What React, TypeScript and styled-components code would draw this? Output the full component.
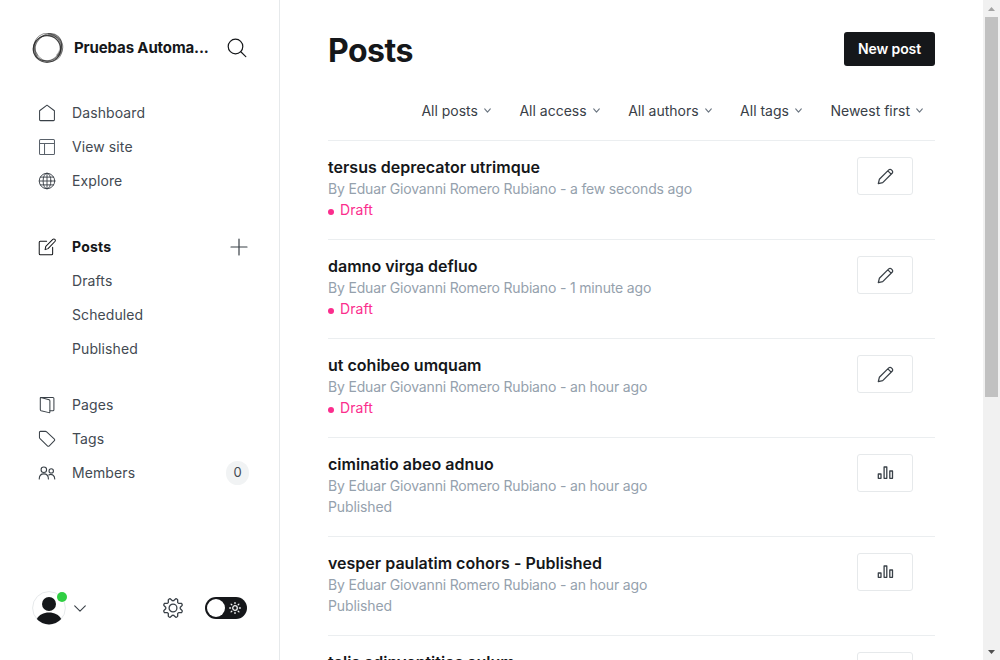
import React from 'react';
import styled, { createGlobalStyle, css } from 'styled-components';

const GlobalStyle = createGlobalStyle`
  * { box-sizing: border-box; }
  html, body { margin: 0; height: 100%; overflow: hidden; background: #fff; }
  body { font-family: Inter, "Liberation Sans", sans-serif; font-size: 14px; color: #15171a; }
  button { font-family: inherit; margin: 0; padding: 0; border: 0; background: none; }
  svg { display: block; flex: none; }
`;

const Shell = styled.div`
  display: grid;
  grid-template-columns: 280px 1fr 17px;
  height: 660px;
  overflow: hidden;
`;

const Sidebar = styled.nav`
  display: flex;
  flex-direction: column;
  border-right: 1px solid #e6e9eb;
  padding: 30px 30px 34px 32px;
`;

const Brand = styled.header`
  display: flex;
  align-items: center;
  height: 36px;
  margin-bottom: 30px;
`;

const BrandName = styled.div`
  margin-left: 10px;
  width: 140px;
  font-size: 15px;
  line-height: 20px;
  font-weight: 700;
  letter-spacing: -0.13px;
  white-space: nowrap;
`;

const SearchButton = styled.button`
  margin-left: auto;
  padding-right: 2px;
`;

const NavGroup = styled.ul<{ $gap: number }>`
  list-style: none;
  margin: 0 0 ${p => p.$gap}px;
  padding: 0;
`;

const NavItem = styled.li<{ $active?: boolean }>`
  display: flex;
  align-items: center;
  height: 34px;
  padding-left: 6px;
  color: ${p => (p.$active ? '#15171a' : '#434a52')};
  font-weight: ${p => (p.$active ? 700 : 400)};
  letter-spacing: ${p => (p.$active ? 0.2 : 0.1)}px;
`;

const NavLabel = styled.span`
  padding-bottom: 2px;
`;

const IconSlot = styled.span`
  width: 34px;
  height: 18px;
  flex: none;
`;

const Trailing = styled.span`
  margin-left: auto;
`;

const Badge = styled.span`
  margin-left: auto;
  width: 23px;
  height: 24px;
  border-radius: 12px;
  background: #f1f3f4;
  line-height: 23px;
  font-size: 13px;
  letter-spacing: 0;
  text-align: center;
`;

const UserBar = styled.footer`
  display: flex;
  align-items: center;
  margin-top: auto;
  height: 36px;
`;

const Avatar = styled.div`
  position: relative;
  width: 34px;
  height: 34px;
`;

const OnlineDot = styled.span`
  position: absolute;
  top: 1px;
  right: -1px;
  width: 10px;
  height: 10px;
  border-radius: 50%;
  background: #30cf43;
`;

const MenuArrow = styled.span`
  margin-left: 8px;
`;

const SettingsLink = styled.span`
  margin-left: auto;
`;

const ThemeSwitch = styled.span`
  display: flex;
  align-items: center;
  justify-content: space-between;
  width: 42px;
  height: 22px;
  margin: 0 2px 0 21px;
  padding: 0 6px 0 2px;
  border-radius: 11px;
  background: #15171a;
`;

const Knob = styled.span`
  width: 18px;
  height: 18px;
  border-radius: 50%;
  background: #fff;
`;

const Main = styled.main`
  padding: 32px 48px 0;
  overflow: hidden;
`;

const TitleBar = styled.header`
  display: flex;
  align-items: center;
  justify-content: space-between;
  height: 34px;
`;

const Heading = styled.h1`
  margin: 3px 0 0;
  font-size: 32px;
  line-height: 36px;
  font-weight: 700;
  letter-spacing: -0.5px;
`;

const NewPost = styled.button`
  width: 91px;
  height: 34px;
  padding-bottom: 1px;
  border-radius: 3px;
  background: #15171a;
  color: #fff;
  font-size: 14px;
  font-weight: 600;
  letter-spacing: -0.1px;
`;

const Filters = styled.div`
  display: flex;
  justify-content: flex-end;
  gap: 28.5px;
  height: 75px;
  padding: 34px 12px 0 0;
  border-bottom: 1px solid #ebeef0;
`;

const Filter = styled.div`
  display: flex;
  align-items: center;
  gap: 6px;
  height: 20px;
  color: #394047;
  white-space: nowrap;
`;

const PostRow = styled.article`
  display: flex;
  justify-content: space-between;
  height: 99px;
  padding: 16px 22px 0 0;
  border-bottom: 1px solid #ebeef0;
`;

const PostTitle = styled.h3`
  margin: -1px 0 0;
  font-size: 16px;
  line-height: 22px;
  font-weight: 600;
  letter-spacing: 0.01px;
  white-space: nowrap;
`;

const lineText = css`
  font-size: 14px;
  line-height: 21px;
  white-space: nowrap;
`;

const Meta = styled.p`
  ${lineText}
  margin: 0;
  letter-spacing: -0.17px;
  color: #95a1ad;
`;

const Status = styled.p<{ $draft: boolean }>`
  ${lineText}
  display: flex;
  align-items: center;
  gap: 6px;
  margin: 0;
  letter-spacing: ${p => (p.$draft ? 0.1 : -0.1)}px;
  color: ${p => (p.$draft ? '#fb2d8d' : '#95a1ad')};
`;

const StatusDot = styled.span`
  width: 6px;
  height: 6px;
  margin-top: 4px;
  border-radius: 50%;
  background: #fb2d8d;
`;

const RowAction = styled.button`
  display: flex;
  align-items: center;
  justify-content: center;
  width: 56px;
  height: 38px;
  padding-left: 1px;
  border: 1px solid #e6e9eb;
  border-radius: 3px;
`;

const Scrollbar = styled.div`
  display: flex;
  flex-direction: column;
  justify-content: space-between;
  align-items: center;
  background: #f1f1f1;
`;

const Thumb = styled.div`
  width: 13px;
  height: 380px;
  margin-bottom: auto;
  background: #c1c1c1;
`;

const ScrollArrow = styled.div`
  display: flex;
  align-items: center;
  justify-content: center;
  width: 17px;
  height: 17px;
`;

const Glyph = ({ size = 18, box = 25.5, width = 1.45, color = '#394047', children }: {
  size?: number; box?: number; width?: number; color?: string; children: React.ReactNode;
}) => {
  const origin = box === 25.5 ? -0.75 : 0;
  return (
    <svg width={size} height={size} viewBox={`${origin} ${origin} ${box} ${box}`} fill="none" stroke={color}
      strokeWidth={width} strokeLinecap="round" strokeLinejoin="round">{children}</svg>
  );
};

const Chevron = ({ w, h, color }: { w: number; h: number; color: string }) => (
  <svg width={w} height={h} viewBox={`0 0 ${w} ${h}`} fill="none" stroke={color} strokeWidth="1.1" strokeLinecap="round" strokeLinejoin="round">
    <path d={`M.7 .8 L${w / 2} ${h - 0.8} L${w - 0.7} .8`} />
  </svg>
);

const Logo = () => (
  <svg width="32" height="32" viewBox="0 0 32 32" fill="none" stroke="#222">
    <ellipse cx="15" cy="17" rx="13.700" ry="13.300" strokeWidth="1.200" opacity=".8" />
    <ellipse cx="16.700" cy="15.700" rx="14.700" ry="12.300" strokeWidth="1.100" opacity=".6" transform="rotate(-48 16 16)" />
    <ellipse cx="16" cy="16" rx="14.900" ry="12.800" strokeWidth="1" opacity=".5" transform="rotate(-15 16 16)" />
    <ellipse cx="15.800" cy="15.500" rx="14.800" ry="13.200" strokeWidth=".9" opacity=".5" transform="rotate(50 16 16)" />
    <path d="M16 2.500c6.500 0 12 4.600 12.900 11.500.2 4-1.300 7.400-3.900 10" strokeWidth="2.800" opacity=".35" />
    <path d="M4 8.500C1.800 13 2 19 5.500 24" strokeWidth="2" opacity=".3" />
  </svg>
);

const icons: Record<string, React.ReactNode> = {
  Dashboard: <Glyph><path d="M1.500 8.800 12 .9l10.500 7.900v12.700a1.300 1.300 0 0 1-1.300 1.300H2.800a1.300 1.300 0 0 1-1.300-1.300z" /></Glyph>,
  'View site': <Glyph color="#59616a"><rect x="1.400" y="1.400" width="21.200" height="21.200" rx="1.500" /><path d="M1.400 7.200h21.200M8.500 7.200v15.400" /></Glyph>,
  Explore: <Glyph width={1.3}><circle cx="12" cy="12" r="11" /><ellipse cx="12" cy="12" rx="5.500" ry="11" /><path d="M12 1v22M1 12h22M2.600 6.500h18.800M2.600 17.500h18.800" /></Glyph>,
  Posts: <Glyph color="#15171a"><path d="M11.500 4H2.400A1.400 1.400 0 0 0 1 5.400v16.200A1.400 1.400 0 0 0 2.400 23h16.200a1.400 1.400 0 0 0 1.400-1.400v-9.100" /><path d="m9.300 15.700 1-4.600L20.200 1.200a2.100 2.100 0 0 1 3 0 2.100 2.100 0 0 1 0 3L13.500 14.300z" /></Glyph>,
  Pages: <Glyph><path d="M3.300 1.500 15 4.700a1.500 1.500 0 0 1 1.100 1.500v15.600a1 1 0 0 1-1.300 1L3.600 20a1.500 1.500 0 0 1-1.100-1.500V2.100a.7.700 0 0 1 .8-.6z" /><path d="M3.300 1.300h17a1.500 1.500 0 0 1 1.500 1.500v15.900a1.500 1.500 0 0 1-1.500 1.500h-4.200" /></Glyph>,
  Tags: <Glyph><path d="M1.300 2.500A1.300 1.300 0 0 1 2.600 1.200h7.200a2.500 2.500 0 0 1 1.700.7l11 10.400a1.400 1.400 0 0 1 0 2L14.900 22a1.400 1.400 0 0 1-2 0L2.100 11.500a2.500 2.500 0 0 1-.8-1.700z" /></Glyph>,
  Members: <Glyph width={1.55}><circle cx="7.500" cy="7.500" r="3.900" /><circle cx="18" cy="9" r="3.100" /><path d="M1 20.500c0-4.300 2.800-7.200 6.500-7.200s6.500 2.900 6.500 7.200M14.500 14.800c4-2.200 8.500.5 8.500 5.700" /></Glyph>,
};

const Pencil = () => (
  <Glyph size={17} width={1.9}><path d="M1.200 22.800 2.800 16.200 16.900 2.100a2.700 2.700 0 0 1 3.900 0l1.100 1.100a2.700 2.700 0 0 1 0 3.900L7.800 21.200zM15.500 3.500l5 5" /></Glyph>
);

const Stats = () => (
  <svg width="17" height="16" viewBox="0 0 17 16" fill="none" stroke="#394047" strokeWidth="1.300" strokeLinejoin="round">
    <rect x="1.300" y="9" width="2.700" height="4.300" /><rect x="7.100" y="2" width="2.700" height="11.300" /><rect x="12.800" y="6" width="2.700" height="7.300" />
  </svg>
);

const Gear = () => {
  const pts = Array.from({ length: 64 }, (_, i) => {
    const a = (i / 64) * Math.PI * 2;
    const r = 8.500 - 1.300 * Math.tanh(2.2 * Math.cos(8 * a));
    return `${(11 + r * Math.sin(a)).toFixed(2)},${(11 - r * Math.cos(a)).toFixed(2)}`;
  }).join(' ');
  return <Glyph size={22} box={22} width={1.300}><polygon points={pts} /><circle cx="11" cy="11" r="3.900" /></Glyph>;
};

const Sun = () => (
  <Glyph size={12} box={12} width={1.300} color="#f0f1f2">
    <circle cx="6" cy="6" r="2.300" />
    <path d="M6 .6v1M6 10.400v1M.6 6h1M10.400 6h1M2.100 2.100l.7.700M9.200 9.200l.7.700M2.100 9.900l.7-.7M9.200 2.800l.7-.7" />
  </Glyph>
);

const Person = () => (
  <svg width="34" height="34" viewBox="0 0 34 34">
    <circle cx="17" cy="17" r="16.400" fill="#fff" stroke="#e6e9eb" />
    <circle cx="17" cy="13" r="7" fill="#15171a" />
    <path d="M4.800 28C7 23.700 11.500 21.500 17 21.500S27 23.700 29.200 28A16.500 16.500 0 0 1 4.800 28z" fill="#15171a" />
  </svg>
);

const Item = ({ name, children }: { name: string; children?: React.ReactNode }) => (
  <NavItem $active={name === 'Posts'}><IconSlot>{icons[name]}</IconSlot><NavLabel>{name}</NavLabel>{children}</NavItem>
);

const posts = [
  { title: 'tersus deprecator utrimque', time: 'a few seconds ago', draft: true },
  { title: 'damno virga defluo', time: '1 minute ago', draft: true },
  { title: 'ut cohibeo umquam', time: 'an hour ago', draft: true },
  { title: 'ciminatio abeo adnuo', time: 'an hour ago', draft: false },
  { title: 'vesper paulatim cohors - Published', time: 'an hour ago', draft: false },
  { title: 'talis adinventitias aulum', time: 'an hour ago', draft: false },
];

export default function App() {
  return (
    <>
      <GlobalStyle />
      <Shell>
        <Sidebar>
          <Brand>
            <Logo />
            <BrandName>Pruebas Automa...</BrandName>
            <SearchButton aria-label="Search">
              <Glyph size={20} box={20} width={1.200} color="#15171a"><circle cx="8.500" cy="8.500" r="7.300" /><path d="m13.800 13.800 5 4.800" /></Glyph>
            </SearchButton>
          </Brand>
          <NavGroup $gap={32}>
            <Item name="Dashboard" /><Item name="View site" /><Item name="Explore" />
          </NavGroup>
          <NavGroup $gap={22}>
            <Item name="Posts">
              <Trailing><Glyph size={20} box={20} width={1.200}><path d="M10 2v16M2 10h16" /></Glyph></Trailing>
            </Item>
            <Item name="Drafts" /><Item name="Scheduled" /><Item name="Published" />
          </NavGroup>
          <NavGroup $gap={0}>
            <Item name="Pages" /><Item name="Tags" />
            <Item name="Members"><Badge>0</Badge></Item>
          </NavGroup>
          <UserBar>
            <Avatar><Person /><OnlineDot /></Avatar>
            <MenuArrow><Chevron w={12} h={7} color="#394047" /></MenuArrow>
            <SettingsLink><Gear /></SettingsLink>
            <ThemeSwitch><Knob /><Sun /></ThemeSwitch>
          </UserBar>
        </Sidebar>
        <Main>
          <TitleBar>
            <Heading>Posts</Heading>
            <NewPost>New post</NewPost>
          </TitleBar>
          <Filters>
            {['All posts', 'All access', 'All authors', 'All tags', 'Newest first'].map(f => (
              <Filter key={f}>{f}<Chevron w={7} h={5} color="#6b7580" /></Filter>
            ))}
          </Filters>
          {posts.map(p => (
            <PostRow key={p.title}>
              <div>
                <PostTitle>{p.title}</PostTitle>
                <Meta>By Eduar Giovanni Romero Rubiano - {p.time}</Meta>
                <Status $draft={p.draft}>{p.draft && <StatusDot />}{p.draft ? 'Draft' : 'Published'}</Status>
              </div>
              <RowAction aria-label={p.draft ? 'Edit' : 'Analytics'}>{p.draft ? <Pencil /> : <Stats />}</RowAction>
            </PostRow>
          ))}
        </Main>
        <Scrollbar>
          <ScrollArrow><svg width="7" height="4"><path d="M0 4 3.500 0 7 4z" fill="#a3a3a3" /></svg></ScrollArrow>
          <Thumb />
          <ScrollArrow><svg width="7" height="4"><path d="M0 0h7L3.500 4z" fill="#505050" /></svg></ScrollArrow>
        </Scrollbar>
      </Shell>
    </>
  );
}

What the task requires:
Report each line of the material above where the word "React" appears.

Finished task:
What React, TypeScript and styled-components code would draw this? Output the full component.
import React from 'react';
  size?: number; box?: number; width?: number; color?: string; children: React.ReactNode;
const icons: Record<string, React.ReactNode> = {
const Item = ({ name, children }: { name: string; children?: React.ReactNode }) => (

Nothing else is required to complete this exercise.